Mainframe Gateways

Gateway Types

The hierarchy in the mainframe world is straightforward. The mainframe is the central repository of data and applications. Access to this information is granted through a system that runs on the mainframe. This system is usually Virtual Telecommunications Access Method (VTAM). VTAM contains information about every device on the SNA network. Terminals are wired to cluster controllers. The terminal family is referred to as 3270.

Introducing PCs into the equation allows more sophisticated applications to be put into place. It also disrupts the hierarchy, since a PC can act as both a terminal and a cluster controller. Most importantly, the PC brings about drastic changes in the politics in IT.

The most basic micro-to-mainframe link is the coax adapter. The two de facto standard coax adapters are from IBM and DCA (now Attachmate). The PC also runs terminal emulation software so it can act as a 3270 terminal. But the coax adapter is not a LAN-to-mainframe connection. Each PC must have an adapter and coax cable. If it is remote, it needs its own synchronous modem. With a network, however, fewer of these components are needed, and their cost can be distributed among a number of users.

A DFT coax gateway is basically a LAN version of the coax card. Unlike the other types of gateways, a DFT gateway allows a PC to emulate a terminal. Distributed Function Terminal (DFT) is a terminal mode that has largely replaced the older Control Unit Terminal (CUT) mode. DFT assumes the device talking to the mainframe is intelligent (as opposed to a terminal). In CUT mode, the cluster controller is responsible for displaying the data, whereas in DFT mode, many of the controller's functions are distributed to the intelligent device.

Like a DFT terminal itself, a DFT coax gateway may have up to five concurrent sessions. This means that at most five people can communicate with the mainframe at the same time. One way to increase the number of concurrent sessions is to install multiple coax cards in the gateway PC. Another method is to buy a coax gateway that uses multiplexing to support up to 40 sessions on a single card.

A DFT gateway is cost efficient if you already have a cluster controller in place. They are also relatively easy to install. However, they have few sessions to offer users.

Because most users are located at a different location than the mainframe, the SDLC gateway is widely used. A Synchronous Data Link Control (SDLC) gateway connects geographically remote users to a mainframe using modems and telephone lines. One PC on the LAN is designated the gateway and it emulates the 3174/3274 controller. This PC contains the SDLC board, gateway software, and a synchronous modem.

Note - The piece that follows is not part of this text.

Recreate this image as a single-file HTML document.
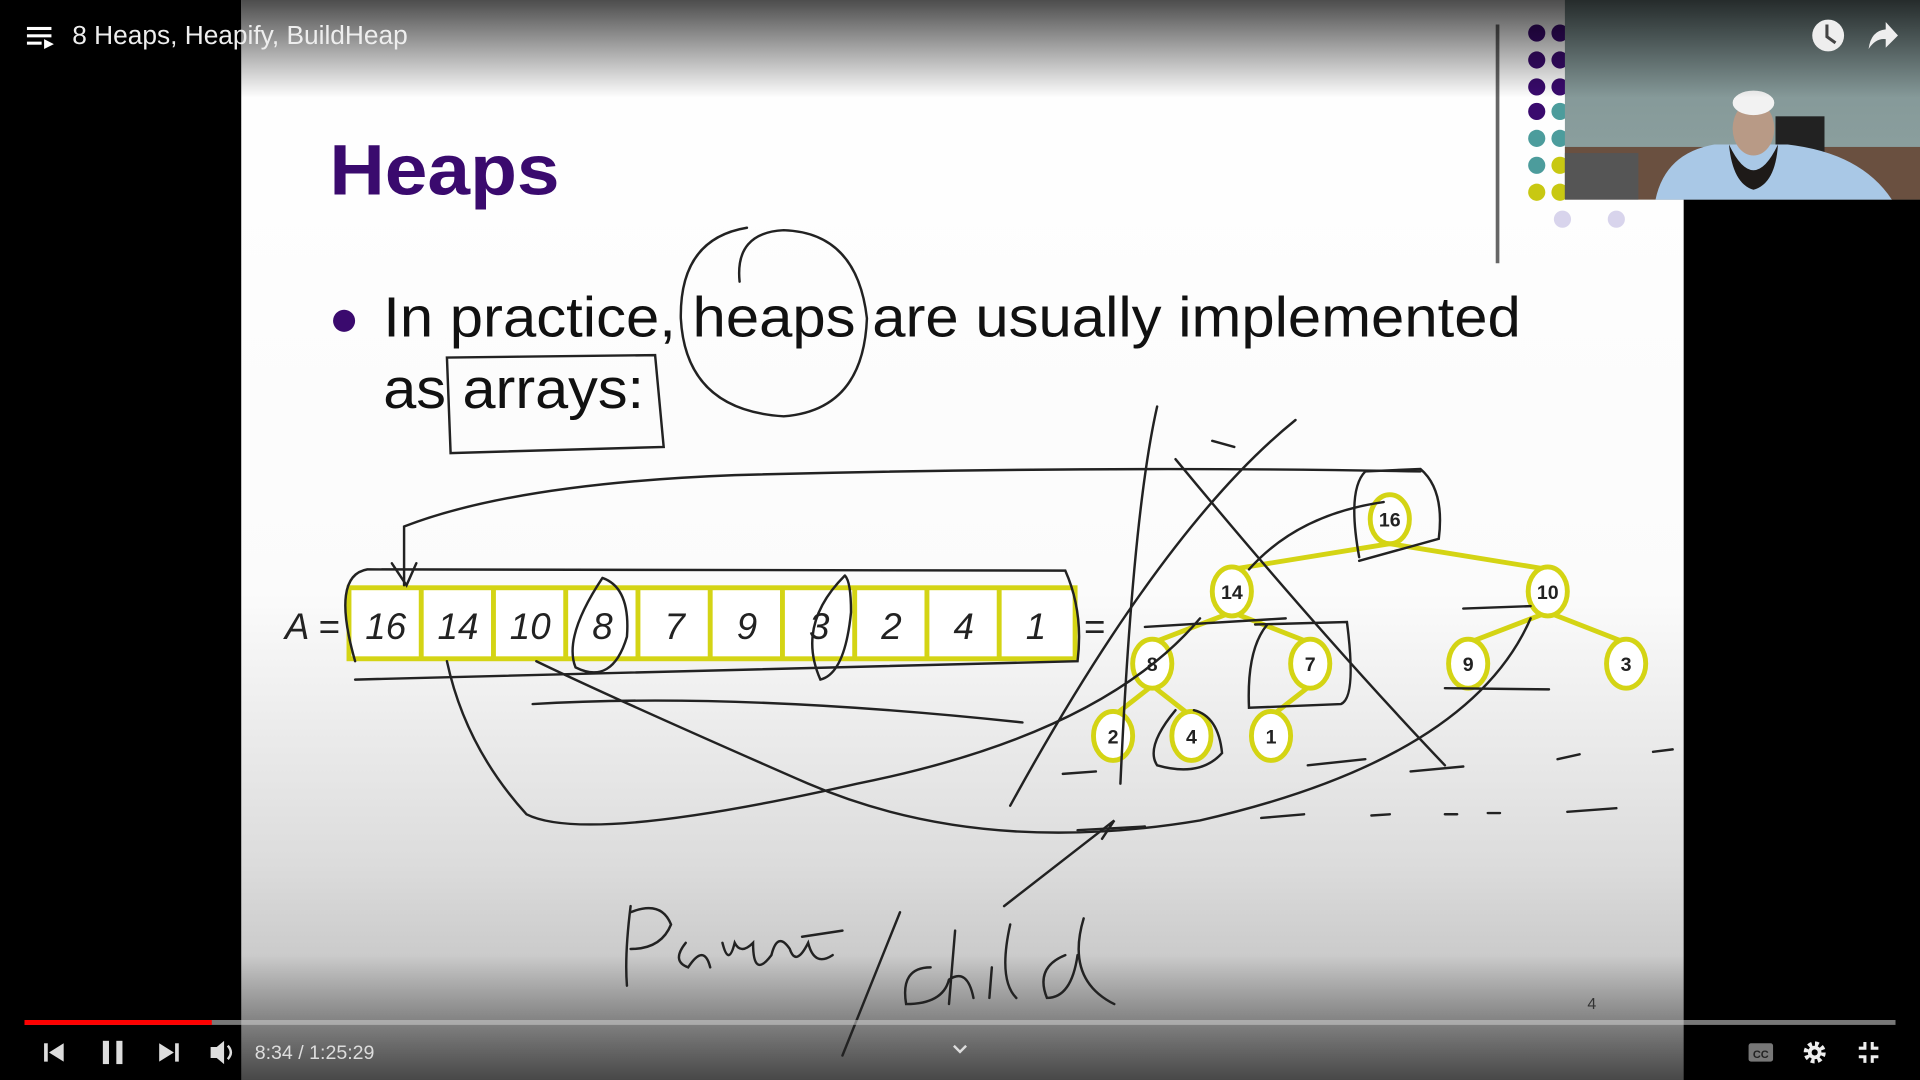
<!DOCTYPE html>
<html><head><meta charset="utf-8"><style>
html,body{margin:0;padding:0;background:#000;width:1920px;height:1080px;overflow:hidden}
svg{display:block}
</style></head><body>
<svg width="1920" height="1080" viewBox="0 0 1568 882" xmlns="http://www.w3.org/2000/svg" font-family="Liberation Sans, sans-serif">
<defs>
<linearGradient id="slide" x1="0" y1="0" x2="0" y2="1">
<stop offset="0" stop-color="#ffffff"/><stop offset="0.55" stop-color="#fbfbfb"/><stop offset="0.8" stop-color="#dcdcdc"/><stop offset="1" stop-color="#b4b4b4"/></linearGradient>
<linearGradient id="top" x1="0" y1="0" x2="0" y2="1">
<stop offset="0" stop-color="#000" stop-opacity="0.7"/><stop offset="1" stop-color="#000" stop-opacity="0"/></linearGradient>
<linearGradient id="bot" x1="0" y1="0" x2="0" y2="1">
<stop offset="0" stop-color="#000" stop-opacity="0"/><stop offset="1" stop-color="#000" stop-opacity="0.6"/></linearGradient>
<linearGradient id="cam" x1="0" y1="0" x2="0" y2="1">
<stop offset="0" stop-color="#7d9191"/><stop offset="1" stop-color="#8fa3a2"/></linearGradient>
</defs>
<rect width="1568" height="882" fill="#000"/>
<rect x="197" y="0" width="1178" height="882" fill="url(#slide)"/>
<g>
<circle cx="1255" cy="27" r="7" fill="#3a0a6e"/><circle cx="1274" cy="27" r="7" fill="#3a0a6e"/>
<circle cx="1255" cy="49" r="7" fill="#3a0a6e"/><circle cx="1274" cy="49" r="7" fill="#3a0a6e"/>
<circle cx="1255" cy="71" r="7" fill="#3a0a6e"/><circle cx="1274" cy="71" r="7" fill="#3a0a6e"/>
<circle cx="1255" cy="91" r="7" fill="#3a0a6e"/><circle cx="1274" cy="91" r="7" fill="#4c9c9c"/>
<circle cx="1255" cy="113" r="7" fill="#4c9c9c"/><circle cx="1274" cy="113" r="7" fill="#4c9c9c"/>
<circle cx="1255" cy="135" r="7" fill="#4c9c9c"/><circle cx="1274" cy="135" r="7" fill="#c8c812"/>
<circle cx="1255" cy="157" r="7" fill="#c8c812"/><circle cx="1274" cy="157" r="7" fill="#c8c812"/>
<circle cx="1276" cy="179" r="7" fill="#d8d4ec"/><circle cx="1320" cy="179" r="7" fill="#d8d4ec"/>
</g>
<line x1="1223" y1="20" x2="1223" y2="215" stroke="#666" stroke-width="3"/>
<rect x="1278" y="0" width="290" height="163" fill="url(#cam)"/>
<rect x="1278" y="120" width="290" height="43" fill="#6a5040"/>
<rect x="1278" y="125" width="60" height="38" fill="#555"/>
<rect x="1450" y="95" width="40" height="60" fill="#222"/>
<path d="M1352 163 Q1360 125 1400 118 L1460 118 Q1520 125 1545 163 Z" fill="#a9c8e6"/>
<ellipse cx="1432" cy="105" rx="17" ry="22" fill="#b89a86"/>
<path d="M1412 118 Q1432 160 1452 118 Q1450 150 1432 155 Q1415 150 1412 118Z" fill="#1e1a18"/>
<ellipse cx="1432" cy="84" rx="17" ry="10" fill="#f2f2f2"/>
<rect x="197" y="0" width="1371" height="80" fill="url(#top)"/>
<rect x="0" y="780" width="1568" height="102" fill="url(#bot)"/>
<text x="269" y="159" font-size="58" font-weight="bold" fill="#3a0a6e" textLength="188" lengthAdjust="spacingAndGlyphs">Heaps</text>
<circle cx="281" cy="262" r="9" fill="#3a0a6e"/>
<text x="313" y="275" font-size="46" fill="#111" textLength="929" lengthAdjust="spacingAndGlyphs">In practice, heaps are usually implemented</text>
<text x="313" y="333" font-size="46" fill="#111" textLength="213" lengthAdjust="spacingAndGlyphs">as arrays:</text>
<g stroke="#d4d414" stroke-width="4" fill="#fff">
<rect x="285" y="480" width="593" height="58"/>
<line x1="344" y1="480" x2="344" y2="538"/><line x1="403" y1="480" x2="403" y2="538"/><line x1="462" y1="480" x2="462" y2="538"/><line x1="521" y1="480" x2="521" y2="538"/><line x1="580" y1="480" x2="580" y2="538"/><line x1="639" y1="480" x2="639" y2="538"/><line x1="698" y1="480" x2="698" y2="538"/><line x1="757" y1="480" x2="757" y2="538"/><line x1="816" y1="480" x2="816" y2="538"/>
</g>
<g font-size="30" font-style="italic" fill="#222" text-anchor="middle">
<text x="255" y="522">A =</text>
<text x="315" y="522">16</text><text x="374" y="522">14</text><text x="433" y="522">10</text><text x="492" y="522">8</text><text x="551" y="522">7</text><text x="610" y="522">9</text><text x="669" y="522">3</text><text x="728" y="522">2</text><text x="787" y="522">4</text><text x="846" y="522">1</text>
<text x="894" y="522" font-style="normal">=</text>
</g>
<g stroke="#d4d414" stroke-width="4" fill="none">
<line x1="1135" y1="444" x2="1006" y2="465"/><line x1="1135" y1="444" x2="1264" y2="465"/>
<line x1="1006" y1="500" x2="941" y2="525"/><line x1="1006" y1="500" x2="1070" y2="525"/>
<line x1="1264" y1="500" x2="1199" y2="525"/><line x1="1264" y1="500" x2="1328" y2="525"/>
<line x1="941" y1="560" x2="909" y2="585"/><line x1="941" y1="560" x2="973" y2="585"/>
<line x1="1070" y1="560" x2="1038" y2="585"/>
</g>
<g stroke="#d4d414" stroke-width="4" fill="#fff">
<ellipse cx="1135" cy="424" rx="16" ry="20"/><ellipse cx="1006" cy="483" rx="16" ry="20"/><ellipse cx="1264" cy="483" rx="16" ry="20"/>
<ellipse cx="941" cy="542" rx="16" ry="20"/><ellipse cx="1070" cy="542" rx="16" ry="20"/><ellipse cx="1199" cy="542" rx="16" ry="20"/><ellipse cx="1328" cy="542" rx="16" ry="20"/>
<ellipse cx="909" cy="601" rx="16" ry="20"/><ellipse cx="973" cy="601" rx="16" ry="20"/><ellipse cx="1038" cy="601" rx="16" ry="20"/>
</g>
<g font-size="16" font-weight="bold" fill="#222" text-anchor="middle">
<text x="1135" y="430">16</text><text x="1006" y="489">14</text><text x="1264" y="489">10</text>
<text x="941" y="548">8</text><text x="1070" y="548">7</text><text x="1199" y="548">9</text><text x="1328" y="548">3</text>
<text x="909" y="607">2</text><text x="973" y="607">4</text><text x="1038" y="607">1</text>
</g>
<g stroke="#222" stroke-width="2" fill="none" stroke-linecap="round">
<path d="M604 230 Q600 190 640 188 Q700 190 708 260 Q705 335 640 340 Q560 335 556 260 Q555 195 610 186"/>
<path d="M365 292 L535 290 L542 365 L368 370 Z"/>
<path d="M330 478 L330 430 Q420 395 600 388 Q900 380 1160 385"/>
<path d="M320 460 L332 478 L340 460"/>
<path d="M290 540 Q270 470 300 465 L870 466 Q885 500 880 540 L290 555"/>
<path d="M492 472 Q460 520 470 545 Q500 560 512 520 Q515 480 492 472"/>
<path d="M690 470 Q650 510 670 555 Q690 550 695 500 Q695 475 690 470"/>
<path d="M365 540 Q380 610 430 665 Q480 690 700 640 Q900 600 980 505"/>
<path d="M438 540 Q500 570 660 640 Q800 700 980 670 Q1200 620 1250 505"/>
<path d="M435 575 Q600 565 835 590"/>
<path d="M945 332 Q925 420 915 640"/>
<path d="M960 375 Q1080 520 1180 625"/>
<path d="M825 658 Q950 430 1058 343"/>
<path d="M990 360 L1008 365"/>
<path d="M1110 455 Q1100 400 1115 385 L1160 383 Q1180 400 1175 440 L1110 458"/>
<path d="M1020 465 Q1060 420 1130 410"/>
<path d="M1025 510 L1100 508 Q1108 570 1095 575 L1020 578 Q1018 530 1035 510"/>
<path d="M960 580 Q935 610 945 625 Q980 635 998 615 Q995 585 975 580"/>
<path d="M935 512 L1050 505"/>
<path d="M1195 497 L1250 495"/><path d="M1180 562 L1265 563"/>
<path d="M868 632 L895 630"/><path d="M1068 625 L1115 620"/><path d="M1152 630 L1195 626"/>
<path d="M1030 668 L1065 665"/><path d="M1120 666 L1135 665"/><path d="M1180 665 L1190 665"/><path d="M1215 664 L1225 664"/><path d="M1280 663 L1320 660"/><path d="M1272 620 L1290 616"/><path d="M1350 614 L1366 612"/>
<path d="M880 678 L935 675"/>
<path d="M820 740 L910 670 L900 685"/>
<path d="M515 740 Q510 780 512 805 M515 745 Q540 735 548 755 Q540 775 515 775 M560 770 Q548 785 562 790 Q575 770 580 790 M590 770 Q595 790 600 770 Q605 780 615 770 Q615 800 630 780 Q635 760 645 775 Q650 790 660 770 Q665 790 680 780 M655 765 L688 760"/>
<path d="M735 745 L688 862"/>
<path d="M760 790 Q735 790 740 820 Q770 820 775 800 M780 760 L775 820 M775 800 Q790 790 795 815 M810 790 L808 815 M825 755 Q815 800 830 815 M870 780 Q845 790 855 815 Q875 815 880 780 M885 750 Q870 800 910 820"/>
</g>
<text x="1300" y="824" font-size="13" fill="#333" text-anchor="middle">4</text>
<g fill="#fff">
<rect x="22" y="22" width="20" height="2.5"/><rect x="22" y="28" width="20" height="2.5"/><rect x="22" y="34" width="12" height="2.5"/>
<path d="M36 32 L44 36 L36 40Z"/>
</g>
<text x="59" y="36" font-size="21" fill="#eee" textLength="274" lengthAdjust="spacingAndGlyphs">8 Heaps, Heapify, BuildHeap</text>
<circle cx="1493" cy="29" r="13" fill="#eee"/>
<path d="M1492 20 L1492 30 L1499 35" stroke="#444" stroke-width="2.5" fill="none"/>
<path d="M1526 40 Q1528 25 1540 24 L1540 18 L1550 29 L1540 39 L1540 32 Q1532 31 1526 40Z" fill="#eee"/>
<rect x="20" y="833" width="1528" height="4" fill="rgba(200,200,200,0.6)"/>
<rect x="20" y="833" width="153" height="4" fill="#f00"/>
<g fill="#ddd">
<rect x="36" y="852" width="3" height="15"/><path d="M52 852 L40 859.5 L52 867Z"/>
<rect x="84" y="850" width="5" height="19"/><rect x="95" y="850" width="5" height="19"/>
<path d="M130 852 L142 859.5 L130 867Z"/><rect x="143" y="852" width="3" height="15"/>
<path d="M172 855 L177 855 L183 850 L183 869 L177 864 L172 864Z"/>
<path d="M186 854 Q191 859.5 186 865" stroke="#ddd" stroke-width="2" fill="none"/>
</g>
<text x="208" y="865" font-size="16" fill="#ddd">8:34 / 1:25:29</text>
<path d="M779 854 L784 859 L789 854" stroke="#ddd" stroke-width="2" fill="none"/>
<rect x="1428" y="852" width="20" height="15" rx="2" fill="#777"/>
<text x="1438" y="864" font-size="9" font-weight="bold" fill="#222" text-anchor="middle">CC</text>
<circle cx="1482" cy="859.5" r="7" fill="none" stroke="#eee" stroke-width="4" stroke-dasharray="3 2.5"/>
<circle cx="1482" cy="859.5" r="5.5" fill="#eee"/><circle cx="1482" cy="859.5" r="2.5" fill="#000"/>
<g stroke="#eee" stroke-width="2.5" fill="none">
<path d="M1518 856 L1523 856 L1523 851"/><path d="M1529 851 L1529 856 L1534 856"/>
<path d="M1518 863 L1523 863 L1523 868"/><path d="M1529 868 L1529 863 L1534 863"/>
</g>
</svg>
</body></html>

Typically each SDLC gateway supports up to 32 workstations with a total of 128 simultaneous sessions. (The 128 limit was traditionally a limitation of NetBIOS.) As for modems, 9600 bps and below is fine for interactive work, but file transfers and remote applications will require 19.2 Kbps and above. An AT with a standard gateway adapter will support speeds up to 19.2 Kbps. For speeds of 56 Kbps, an intelligent gateway adapter will be required.

Keep in mind that the modem bandwidth and the adapter card's CPU must be divided among the users. Although 128 simultaneous sessions is the theoretical limit, the practical limits are set by the type of applications the users run.

The Token Ring Interface Coupler or TIC is the newest method of connection. Made by IBM, the TIC is basically a Token Ring interface adapter for cluster controllers, midranges, front-end processors, and mainframes. It can be a local or a remote connection.

Depending on the TIC card and Token Ring, transmission is at 4Mbps or 16Mbps; at either speed, it is significantly faster than coax or SDLC methods . The TIC is the most logical method if users on an existing Token Ring need access to a local mainframe. A TIC is also essential for cooperative processing applications built on APPC.

Each workstation on the Token Ring can be addressed directly, or one PC may be set up as the gateway. Although direct addressing provides performance benefits, it increases management efforts. Each workstation must be defined in VTAM as a Type 2 Physical Unit, thereby adding overhead at the mainframe level and increasing the amount of work for the people who maintain the system. From the CPU's and systems programmer's point of view, it is more efficient to designate one PC as the gateway. The mainframe polls the gateway PC, and the gateway is responsible for polling each workstation.

A fourth gateway type is a channel-attached gateway. This is the highest performance method, and is most often used when other mainframes, mini-computers, and engineering workstations need to communicate with the mainframe. Because a coax gateway and an SDLC gateway communicate through a cluster controller or front end processor, they are limited by the controller to a raw throughput of 56 Kbps. A channel-attached gateway is connected directly to a mainframe's I/O channel, and while speed varies according to manufacturer, you can get bandwidth of about 20Mbps.

Session Issues

Most gateways are PC-based. The gateway PC can run either DOS, Windows, or OS/2. The workstations communicate with the gateway via a communications protocol, most often NetBIOS. Some gateways tailored for the NetWare environment use IPX. The OS/2 gateways generally use Named Pipes.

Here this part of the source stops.